Ciao, Edi!




È passato più di un mese dalla sua morte. Ne hanno a lungo parlato anche sul quotidiano locale, specie nelle lettere della pagina di Segnalazioni. Ricordi, omaggi, nostalgie, rimpianto e soprattutto tanta amicizia ed affetto.

Per Edi Kanzian, instancabile animatore culturale della nostra città, non era possibile non provare amicizia ed affetto già al primo incontro, per un’empatia immediata, soprattutto per la sua semplicità ed umiltà. Due doti innate, mai consapevolmente ricercate e mostrate, sempre presenti nei suoi incontri semplici e umili come lui: appuntamenti, anche con personaggi di rilievo, che si svolgevano soprattutto nei caffè e nelle trattorie del Carso, davanti a un bicchiere di vino e piccoli antipasti poco pretenziosi.

Lui era “inesorabile”: il suo passo, la sua andatura, il suo modo di parlare e di ascoltare, erano “inesorabili”. Procedeva calmo, compassato, serio, imperturbabile soprattutto, anche quando qualcuno esprimeva pareri non condivisibili ma che lui ascoltava , senza mai cedere alle facili tentazioni del sarcasmo e della polemica urlata. Dialogava, nelle tavole rotonde sui più svariati argomenti – specie quelli di attualità bruciante – sapeva accostare opinioni di ogni genere in un caleidoscopio vivacissimo e sempre stimolante sotto il profilo intellettuale, umano e spirituale.

Un esempio del suo spirito curioso, indagatore, colto ed attento a esaminare con cura e profondità i temi nevralgici della cultura e del sentire contemporanei, fu un incontro sul tema della fede a cui partecipò anche Margherita Hack. Edi ascoltò attento tutti gli ospiti, rappresentanti di orientamenti e posizioni molto diverse, persone credenti e non credenti. La Hack espose le sue convinzioni con la consueta sincerità e schiettezza. Al termine del dibattito, Edi, come accadeva sempre, scambiò qualche parola con me. Ci teneva tanto a che “Vita Nuova” fosse sempre presente ai suoi incontri e ogni volta definiva il settimanale “il mio giornale”, con una nota di affetto e di premura. Mi piacquero molto le parole con cui commentò l’intervento della Hack: parole tenere, profondamente umane e dolci, che andavano al cuore della grande scienziata, della sua schietta umanità e simpatia. La definì una bambina che parlava delle cose dello spirito con tutta l’innocenza e il candore dell’infanzia. Lui non giudicava, non sezionava con faziosità le idee altrui per fare processi o critiche sterili e gratuite.
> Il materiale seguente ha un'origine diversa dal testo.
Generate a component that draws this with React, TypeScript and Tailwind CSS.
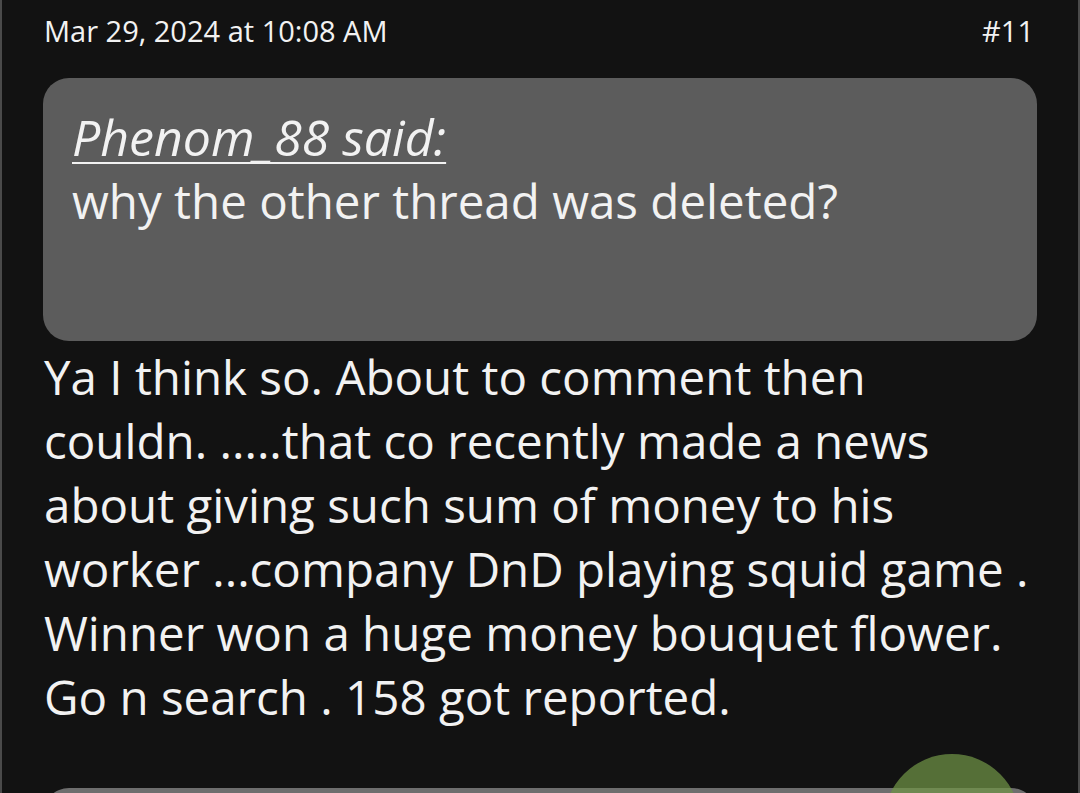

Diceva la sua, di opinione, e sapeva anche affermare con serena convinzione le verità e la Verità in cui credeva. Ma sempre con calma, rispetto degli altri e semplicità.

Sei stato davvero un amico, Edi e ci mancherà la tua figura dal passo lento e solenne, tante volte intravista qua e là nella nostra Trieste, nelle vie affollate, in cui tu passavi con i tuoi abiti dimessi, un po’ da poeta e un po’ da filosofo, e la tua immancabile borsa da lavoro, sempre stracolma di appunti, scritti ed idee da inseguire e realizzare.

Un saluto di cuore, Edi, e stammi bene!